The three thinking types as formalized/categorized (to my knowledge) by Rao Venkatesh of ribbonfarm.
https://fs.blog/venkatesh-rao/
Venkatesh Rao: The Three Types of Decision Makers [The Knowledge Project Ep. #7]
I can hardly express how useful I found this to make sense of the world.
You could argue rationality isn’t desirable by showing instrumental and epistemic rationality can conflict. The idea that having more self-confidence than warranted can lead to better results (even if not as great as expected) is an example.
I agree that Spock isn’t rational according to either definition though.
“If you think you’re acting rationally but you consistently keep getting the wrong answer, and you consistently keep ending worse off than you could be, then the conclusion you should draw from that is not that rationality is bad, it’s that you’re bad at rationality.
This is waaaaayyyyy too blanket. There are potentially limitless reasons you could consistently end worse off than you could be. Any situation where you need to come up with an answer more quickly than you are capable of will get you the wrong answer pretty consistently if you are rational (because your best shot is to guess). Those are good warning signals but not specifically of lacking rationality.
I’m specifically thinking epistemic rationality of the not-wearing-paradigm-glasses/suspending judgement variety can be very bad for you in the short term but good for you in the long term.
In situations where spending too much time to choose is worse than choosing sub-optimally in a short time, then guessing is rational.
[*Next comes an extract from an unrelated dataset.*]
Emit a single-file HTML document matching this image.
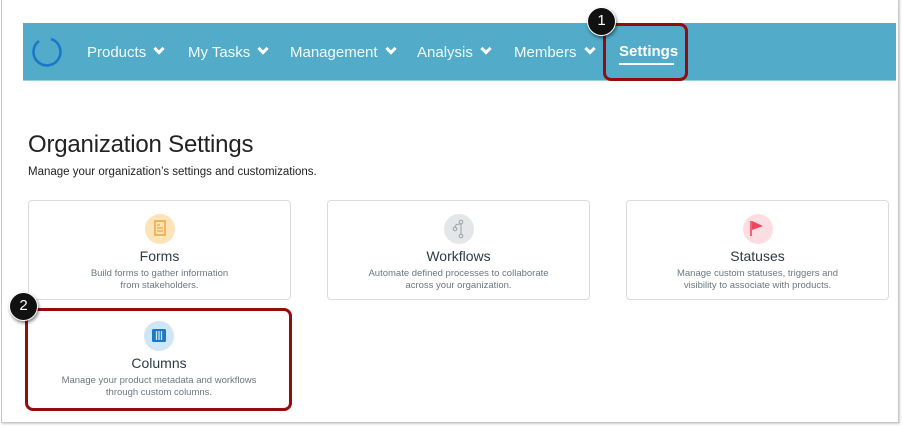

It’s addressed by SVP#2 in the post. Being “rational” in your sense of the word in such a situation is failing the twelfth virtue.
That is what I was saying. sometimes the rational course of action, which is to guess in situations like that, will get you the wrong answer pretty consistently, not that that course of action is irrational.
I assume you read “the wrong answer” as referring to the choice to guess rather than the outcome of the guess.